My favorite childhood shows were THE INCREDIBLE HULK starring Bill Bixby, BIONIC WOMAN starring Lindsay Wagner, WONDER WOMAN starring Lynda Carter and SIX MILLION DOLLAR MAN starring Lee Majors

In a lesser degree, THE AMAZING SPIDER-MAN, BATTLESTAR GALACTICA and BUCK ROGERS IN THE 25th CENTURY, still good stuff

The 70s rule !

Gus

I have never seen most of these shows: Back in the 80s, there were only two big national private channels in Germany, and my parents' tv (via antenna!) only received one of them: The one that had Star Trek. All these other shows were on the other channel we didn't receive. :laugh:

And by the early 90s, when we finally got cable, there were no longer reruns of these shows you mention.

Except "Buck Rogers": I remember I have fond memories of a summer holiday, I think it was 1990 or 1991, when there was a rerun of Buck Rogers and I watched it with a passion. :)

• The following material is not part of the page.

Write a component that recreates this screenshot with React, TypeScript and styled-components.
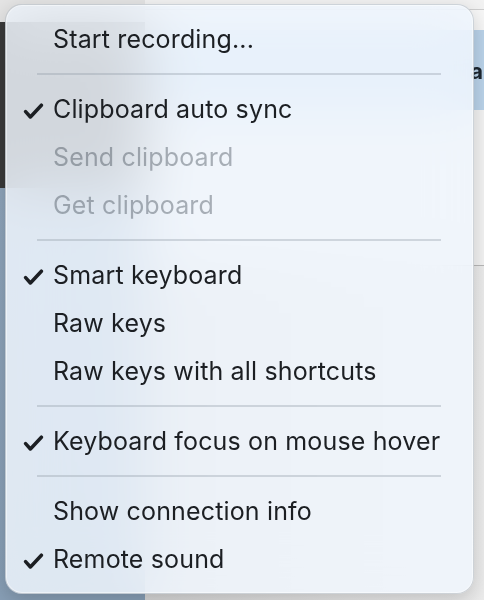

IMO they're all good, but the best place to start is the original show, SG-1. It's fairly heavily referenced in the other shows, especially SGA, because the two shows ran concrrently for three years. Or rather, you should really start with the 1994 movie starring Kurt Russell. SG-1 is, despite its occasionally depressing themes, basically a light-hearted show. SGA is a bit more serious, but the humor still shows through quite often.

SGU is a different animal altogether: a group of civilian scientists and their military guardians/protectors who get stranded on an ancient ship that's fast running out of resources and barely holding together, in an alien galaxy where the mutually hostile factions must work together to survive. It is at times very dark, but that's as it should be given the scenario. It's what Voyager could have been, if the writers had been a bit more adventurous.

 

I agree that the movie and SG-1 are worth watching.  I didn't like the later seasons of SG-1, at least the episodes that I saw.  Nor did I really take much to Stargate: Atlantis for some reason.

I think you could jump into Stargate Universe without watching them though because it is such a different setup and setting.  There are references to the other series, but none that should really require you to watch its predecessors.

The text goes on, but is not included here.